_Dataset content_:
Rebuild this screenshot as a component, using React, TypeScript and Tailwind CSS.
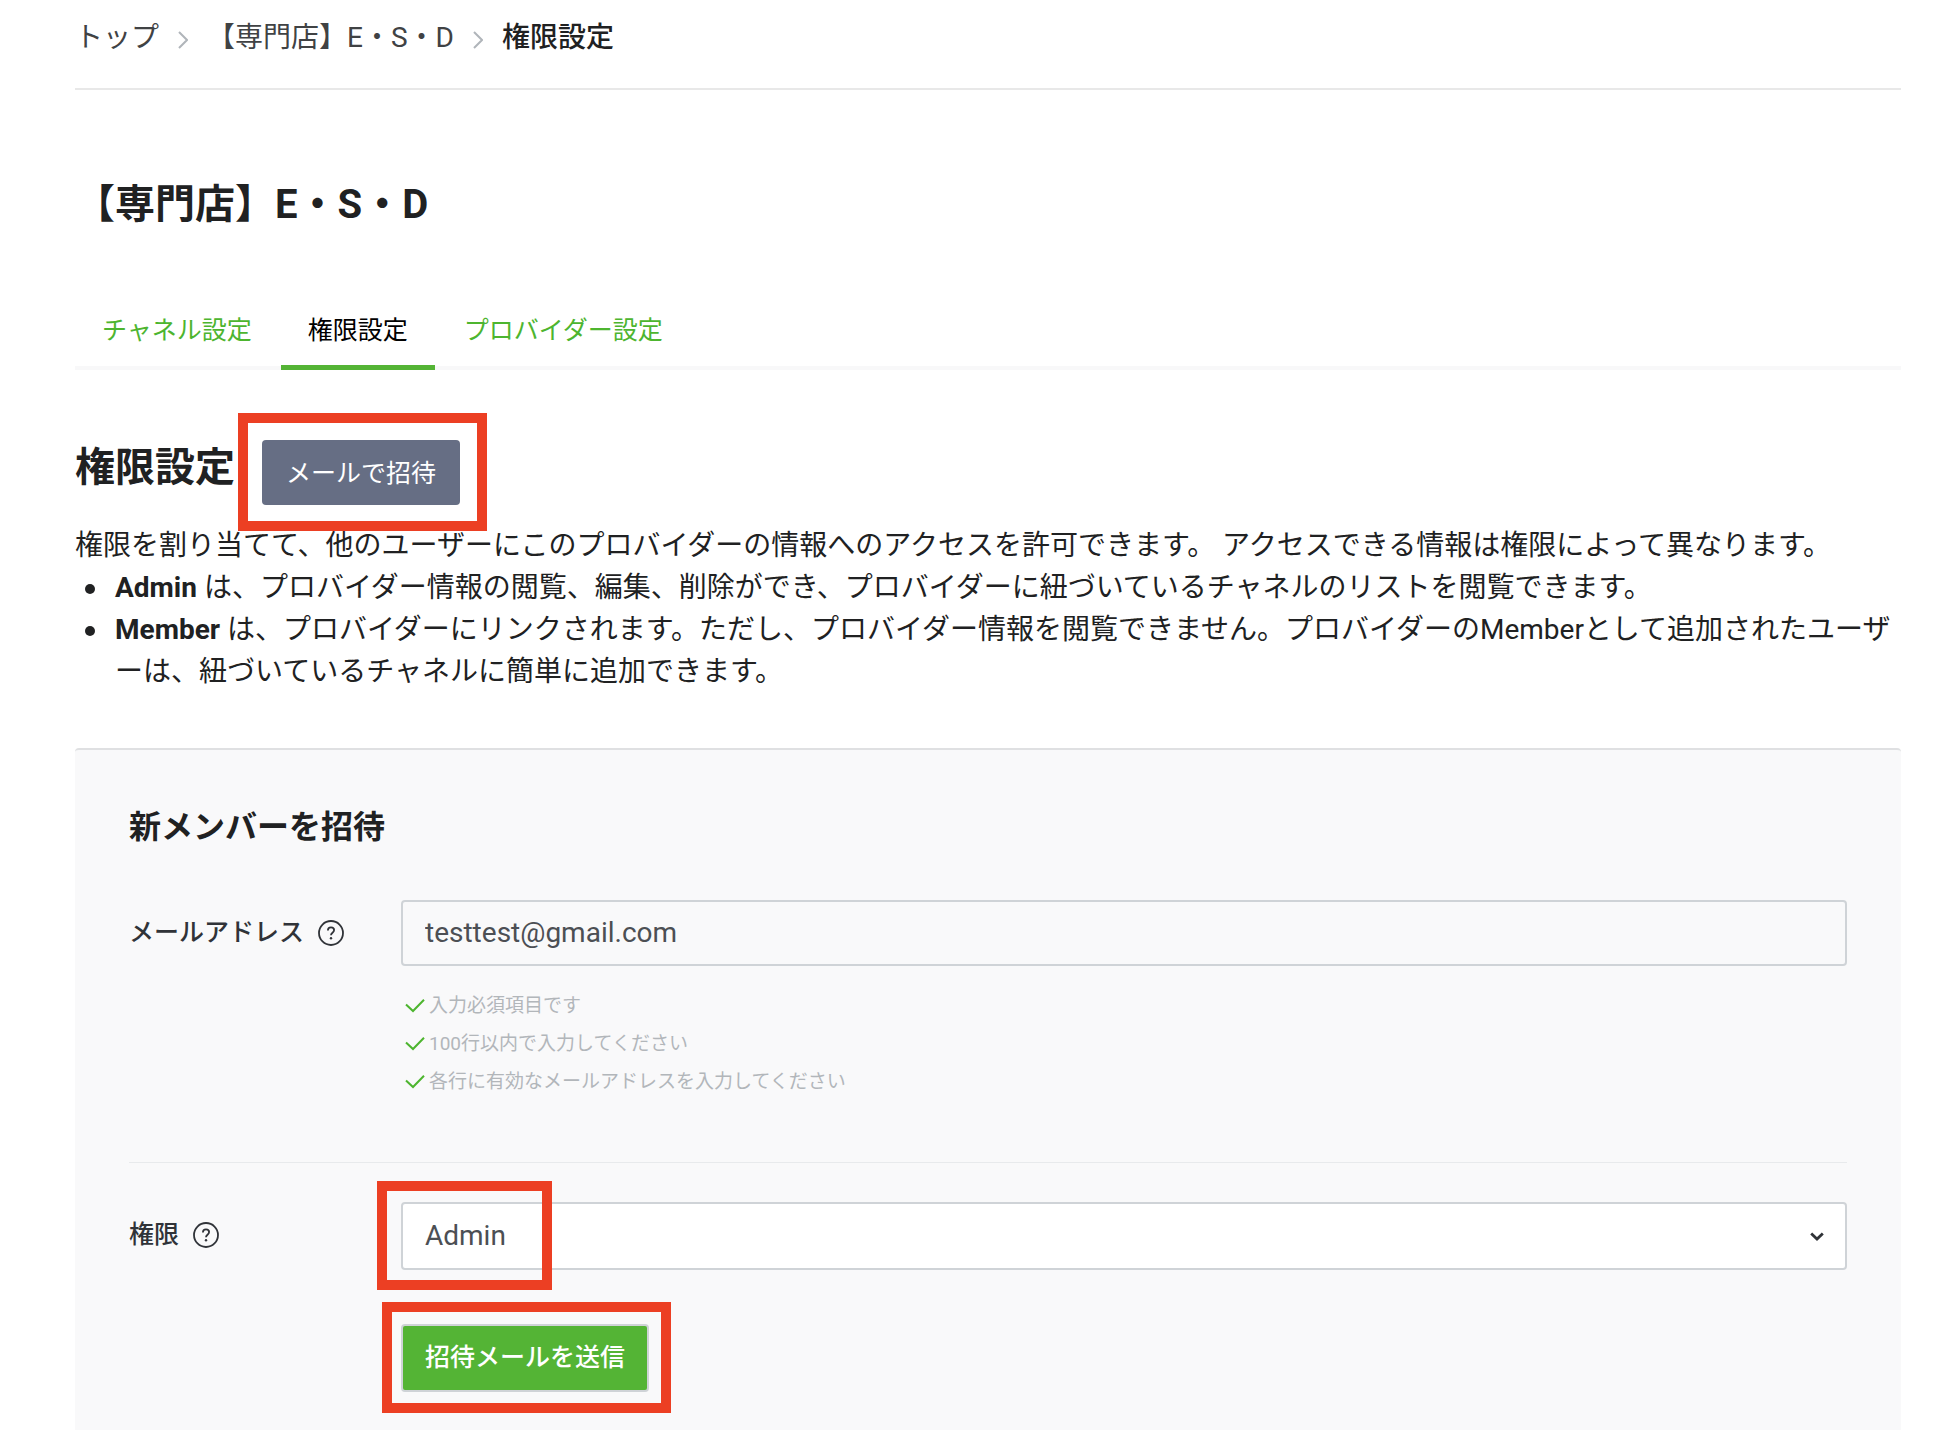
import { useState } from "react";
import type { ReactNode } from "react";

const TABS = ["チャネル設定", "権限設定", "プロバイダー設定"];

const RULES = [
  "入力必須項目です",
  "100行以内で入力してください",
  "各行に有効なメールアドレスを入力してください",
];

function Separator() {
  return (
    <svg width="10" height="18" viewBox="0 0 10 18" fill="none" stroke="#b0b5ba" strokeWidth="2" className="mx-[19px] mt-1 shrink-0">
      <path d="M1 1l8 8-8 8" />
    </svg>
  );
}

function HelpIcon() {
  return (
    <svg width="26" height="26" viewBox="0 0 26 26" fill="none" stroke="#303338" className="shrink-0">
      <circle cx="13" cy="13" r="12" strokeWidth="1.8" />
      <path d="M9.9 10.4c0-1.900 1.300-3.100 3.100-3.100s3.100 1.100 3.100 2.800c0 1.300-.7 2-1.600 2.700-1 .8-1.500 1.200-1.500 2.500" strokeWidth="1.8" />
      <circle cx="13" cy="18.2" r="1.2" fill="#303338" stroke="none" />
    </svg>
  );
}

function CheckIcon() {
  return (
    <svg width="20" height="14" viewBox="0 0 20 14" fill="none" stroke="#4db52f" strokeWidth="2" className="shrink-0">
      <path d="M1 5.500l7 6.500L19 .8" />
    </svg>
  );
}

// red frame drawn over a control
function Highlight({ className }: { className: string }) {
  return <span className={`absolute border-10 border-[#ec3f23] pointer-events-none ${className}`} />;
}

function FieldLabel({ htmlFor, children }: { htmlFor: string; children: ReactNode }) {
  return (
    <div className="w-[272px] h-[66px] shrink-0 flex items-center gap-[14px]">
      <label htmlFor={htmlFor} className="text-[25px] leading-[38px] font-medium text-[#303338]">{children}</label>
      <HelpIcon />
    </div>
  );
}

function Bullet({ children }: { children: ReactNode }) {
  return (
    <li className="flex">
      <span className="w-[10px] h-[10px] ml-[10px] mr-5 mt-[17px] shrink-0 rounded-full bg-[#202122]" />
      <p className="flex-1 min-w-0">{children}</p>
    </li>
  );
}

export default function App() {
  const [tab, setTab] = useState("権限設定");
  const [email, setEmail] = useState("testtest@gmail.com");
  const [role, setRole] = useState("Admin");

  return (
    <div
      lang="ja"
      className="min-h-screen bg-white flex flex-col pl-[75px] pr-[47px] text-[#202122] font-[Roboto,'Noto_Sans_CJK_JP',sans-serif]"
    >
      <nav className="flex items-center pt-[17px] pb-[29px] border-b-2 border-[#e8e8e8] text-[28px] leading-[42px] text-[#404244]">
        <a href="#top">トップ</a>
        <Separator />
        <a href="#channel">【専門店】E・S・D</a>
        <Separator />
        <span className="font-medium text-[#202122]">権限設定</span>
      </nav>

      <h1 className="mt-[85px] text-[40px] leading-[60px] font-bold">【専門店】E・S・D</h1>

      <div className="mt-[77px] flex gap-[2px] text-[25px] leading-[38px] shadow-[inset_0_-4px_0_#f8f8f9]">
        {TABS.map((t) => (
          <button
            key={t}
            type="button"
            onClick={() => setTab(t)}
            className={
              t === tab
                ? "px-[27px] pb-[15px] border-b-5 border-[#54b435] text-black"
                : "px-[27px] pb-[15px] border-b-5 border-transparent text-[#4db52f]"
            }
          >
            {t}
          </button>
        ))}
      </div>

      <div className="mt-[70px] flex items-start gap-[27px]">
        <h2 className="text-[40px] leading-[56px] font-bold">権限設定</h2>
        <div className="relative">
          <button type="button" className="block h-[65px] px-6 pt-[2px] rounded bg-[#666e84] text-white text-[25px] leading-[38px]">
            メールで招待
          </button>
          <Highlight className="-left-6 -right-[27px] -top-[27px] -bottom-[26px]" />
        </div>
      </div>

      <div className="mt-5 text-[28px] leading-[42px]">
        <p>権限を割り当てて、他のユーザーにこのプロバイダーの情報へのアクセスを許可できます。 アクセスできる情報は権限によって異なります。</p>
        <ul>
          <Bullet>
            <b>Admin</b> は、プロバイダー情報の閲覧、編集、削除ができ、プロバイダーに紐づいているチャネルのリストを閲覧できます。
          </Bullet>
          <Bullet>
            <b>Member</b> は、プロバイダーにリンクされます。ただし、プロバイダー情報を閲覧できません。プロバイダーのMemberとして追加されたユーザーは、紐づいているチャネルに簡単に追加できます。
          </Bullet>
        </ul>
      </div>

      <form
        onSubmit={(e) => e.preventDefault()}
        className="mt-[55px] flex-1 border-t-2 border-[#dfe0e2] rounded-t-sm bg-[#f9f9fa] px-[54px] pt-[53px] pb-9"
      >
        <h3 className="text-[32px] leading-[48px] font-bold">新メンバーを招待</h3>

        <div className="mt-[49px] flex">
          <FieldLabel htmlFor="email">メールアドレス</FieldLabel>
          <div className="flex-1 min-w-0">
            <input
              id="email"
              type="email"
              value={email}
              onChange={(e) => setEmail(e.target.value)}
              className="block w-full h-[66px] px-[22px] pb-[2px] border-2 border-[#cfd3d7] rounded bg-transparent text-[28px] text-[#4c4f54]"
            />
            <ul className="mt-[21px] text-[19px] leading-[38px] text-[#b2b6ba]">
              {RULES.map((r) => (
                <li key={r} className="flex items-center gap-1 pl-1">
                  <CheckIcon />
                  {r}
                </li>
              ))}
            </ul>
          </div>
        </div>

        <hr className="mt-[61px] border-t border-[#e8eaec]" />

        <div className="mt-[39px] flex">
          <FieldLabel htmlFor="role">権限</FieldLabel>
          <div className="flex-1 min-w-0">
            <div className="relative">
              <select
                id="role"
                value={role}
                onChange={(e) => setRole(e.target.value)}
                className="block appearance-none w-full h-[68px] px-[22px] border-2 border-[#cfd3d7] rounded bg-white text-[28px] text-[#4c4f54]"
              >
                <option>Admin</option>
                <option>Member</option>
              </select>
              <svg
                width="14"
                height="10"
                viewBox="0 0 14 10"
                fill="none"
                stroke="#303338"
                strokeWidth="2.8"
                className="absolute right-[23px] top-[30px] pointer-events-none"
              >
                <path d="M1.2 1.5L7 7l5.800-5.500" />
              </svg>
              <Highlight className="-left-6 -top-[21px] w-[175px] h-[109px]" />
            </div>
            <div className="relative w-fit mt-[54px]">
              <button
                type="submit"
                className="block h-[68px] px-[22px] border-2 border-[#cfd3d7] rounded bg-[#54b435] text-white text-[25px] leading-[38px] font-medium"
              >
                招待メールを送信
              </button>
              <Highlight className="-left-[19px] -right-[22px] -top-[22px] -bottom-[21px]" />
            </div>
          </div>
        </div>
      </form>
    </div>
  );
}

_Exercise prompt_:
Transcribe the full listing character for character. Pictures are excluded.

_Expected answer_:
Rebuild this screenshot as a component, using React, TypeScript and Tailwind CSS.
import { useState } from "react";
import type { ReactNode } from "react";

const TABS = ["チャネル設定", "権限設定", "プロバイダー設定"];

const RULES = [
  "入力必須項目です",
  "100行以内で入力してください",
  "各行に有効なメールアドレスを入力してください",
];

function Separator() {
  return (
    <svg width="10" height="18" viewBox="0 0 10 18" fill="none" stroke="#b0b5ba" strokeWidth="2" className="mx-[19px] mt-1 shrink-0">
      <path d="M1 1l8 8-8 8" />
    </svg>
  );
}

function HelpIcon() {
  return (
    <svg width="26" height="26" viewBox="0 0 26 26" fill="none" stroke="#303338" className="shrink-0">
      <circle cx="13" cy="13" r="12" strokeWidth="1.8" />
      <path d="M9.9 10.4c0-1.900 1.300-3.100 3.100-3.100s3.100 1.100 3.100 2.800c0 1.300-.7 2-1.600 2.700-1 .8-1.500 1.200-1.500 2.500" strokeWidth="1.8" />
      <circle cx="13" cy="18.2" r="1.2" fill="#303338" stroke="none" />
    </svg>
  );
}

function CheckIcon() {
  return (
    <svg width="20" height="14" viewBox="0 0 20 14" fill="none" stroke="#4db52f" strokeWidth="2" className="shrink-0">
      <path d="M1 5.500l7 6.500L19 .8" />
    </svg>
  );
}

// red frame drawn over a control
function Highlight({ className }: { className: string }) {
  return <span className={`absolute border-10 border-[#ec3f23] pointer-events-none ${className}`} />;
}

function FieldLabel({ htmlFor, children }: { htmlFor: string; children: ReactNode }) {
  return (
    <div className="w-[272px] h-[66px] shrink-0 flex items-center gap-[14px]">
      <label htmlFor={htmlFor} className="text-[25px] leading-[38px] font-medium text-[#303338]">{children}</label>
      <HelpIcon />
    </div>
  );
}

function Bullet({ children }: { children: ReactNode }) {
  return (
    <li className="flex">
      <span className="w-[10px] h-[10px] ml-[10px] mr-5 mt-[17px] shrink-0 rounded-full bg-[#202122]" />
      <p className="flex-1 min-w-0">{children}</p>
    </li>
  );
}

export default function App() {
  const [tab, setTab] = useState("権限設定");
  const [email, setEmail] = useState("testtest@gmail.com");
  const [role, setRole] = useState("Admin");

  return (
    <div
      lang="ja"
      className="min-h-screen bg-white flex flex-col pl-[75px] pr-[47px] text-[#202122] font-[Roboto,'Noto_Sans_CJK_JP',sans-serif]"
    >
      <nav className="flex items-center pt-[17px] pb-[29px] border-b-2 border-[#e8e8e8] text-[28px] leading-[42px] text-[#404244]">
        <a href="#top">トップ</a>
        <Separator />
        <a href="#channel">【専門店】E・S・D</a>
        <Separator />
        <span className="font-medium text-[#202122]">権限設定</span>
      </nav>

      <h1 className="mt-[85px] text-[40px] leading-[60px] font-bold">【専門店】E・S・D</h1>

      <div className="mt-[77px] flex gap-[2px] text-[25px] leading-[38px] shadow-[inset_0_-4px_0_#f8f8f9]">
        {TABS.map((t) => (
          <button
            key={t}
            type="button"
            onClick={() => setTab(t)}
            className={
              t === tab
                ? "px-[27px] pb-[15px] border-b-5 border-[#54b435] text-black"
                : "px-[27px] pb-[15px] border-b-5 border-transparent text-[#4db52f]"
            }
          >
            {t}
          </button>
        ))}
      </div>

      <div className="mt-[70px] flex items-start gap-[27px]">
        <h2 className="text-[40px] leading-[56px] font-bold">権限設定</h2>
        <div className="relative">
          <button type="button" className="block h-[65px] px-6 pt-[2px] rounded bg-[#666e84] text-white text-[25px] leading-[38px]">
            メールで招待
          </button>
          <Highlight className="-left-6 -right-[27px] -top-[27px] -bottom-[26px]" />
        </div>
      </div>

      <div className="mt-5 text-[28px] leading-[42px]">
        <p>権限を割り当てて、他のユーザーにこのプロバイダーの情報へのアクセスを許可できます。 アクセスできる情報は権限によって異なります。</p>
        <ul>
          <Bullet>
            <b>Admin</b> は、プロバイダー情報の閲覧、編集、削除ができ、プロバイダーに紐づいているチャネルのリストを閲覧できます。
          </Bullet>
          <Bullet>
            <b>Member</b> は、プロバイダーにリンクされます。ただし、プロバイダー情報を閲覧できません。プロバイダーのMemberとして追加されたユーザーは、紐づいているチャネルに簡単に追加できます。
          </Bullet>
        </ul>
      </div>

      <form
        onSubmit={(e) => e.preventDefault()}
        className="mt-[55px] flex-1 border-t-2 border-[#dfe0e2] rounded-t-sm bg-[#f9f9fa] px-[54px] pt-[53px] pb-9"
      >
        <h3 className="text-[32px] leading-[48px] font-bold">新メンバーを招待</h3>

        <div className="mt-[49px] flex">
          <FieldLabel htmlFor="email">メールアドレス</FieldLabel>
          <div className="flex-1 min-w-0">
            <input
              id="email"
              type="email"
              value={email}
              onChange={(e) => setEmail(e.target.value)}
              className="block w-full h-[66px] px-[22px] pb-[2px] border-2 border-[#cfd3d7] rounded bg-transparent text-[28px] text-[#4c4f54]"
            />
            <ul className="mt-[21px] text-[19px] leading-[38px] text-[#b2b6ba]">
              {RULES.map((r) => (
                <li key={r} className="flex items-center gap-1 pl-1">
                  <CheckIcon />
                  {r}
                </li>
              ))}
            </ul>
          </div>
        </div>

        <hr className="mt-[61px] border-t border-[#e8eaec]" />

        <div className="mt-[39px] flex">
          <FieldLabel htmlFor="role">権限</FieldLabel>
          <div className="flex-1 min-w-0">
            <div className="relative">
              <select
                id="role"
                value={role}
                onChange={(e) => setRole(e.target.value)}
                className="block appearance-none w-full h-[68px] px-[22px] border-2 border-[#cfd3d7] rounded bg-white text-[28px] text-[#4c4f54]"
              >
                <option>Admin</option>
                <option>Member</option>
              </select>
              <svg
                width="14"
                height="10"
                viewBox="0 0 14 10"
                fill="none"
                stroke="#303338"
                strokeWidth="2.8"
                className="absolute right-[23px] top-[30px] pointer-events-none"
              >
                <path d="M1.2 1.5L7 7l5.800-5.500" />
              </svg>
              <Highlight className="-left-6 -top-[21px] w-[175px] h-[109px]" />
            </div>
            <div className="relative w-fit mt-[54px]">
              <button
                type="submit"
                className="block h-[68px] px-[22px] border-2 border-[#cfd3d7] rounded bg-[#54b435] text-white text-[25px] leading-[38px] font-medium"
              >
                招待メールを送信
              </button>
              <Highlight className="-left-[19px] -right-[22px] -top-[22px] -bottom-[21px]" />
            </div>
          </div>
        </div>
      </form>
    </div>
  );
}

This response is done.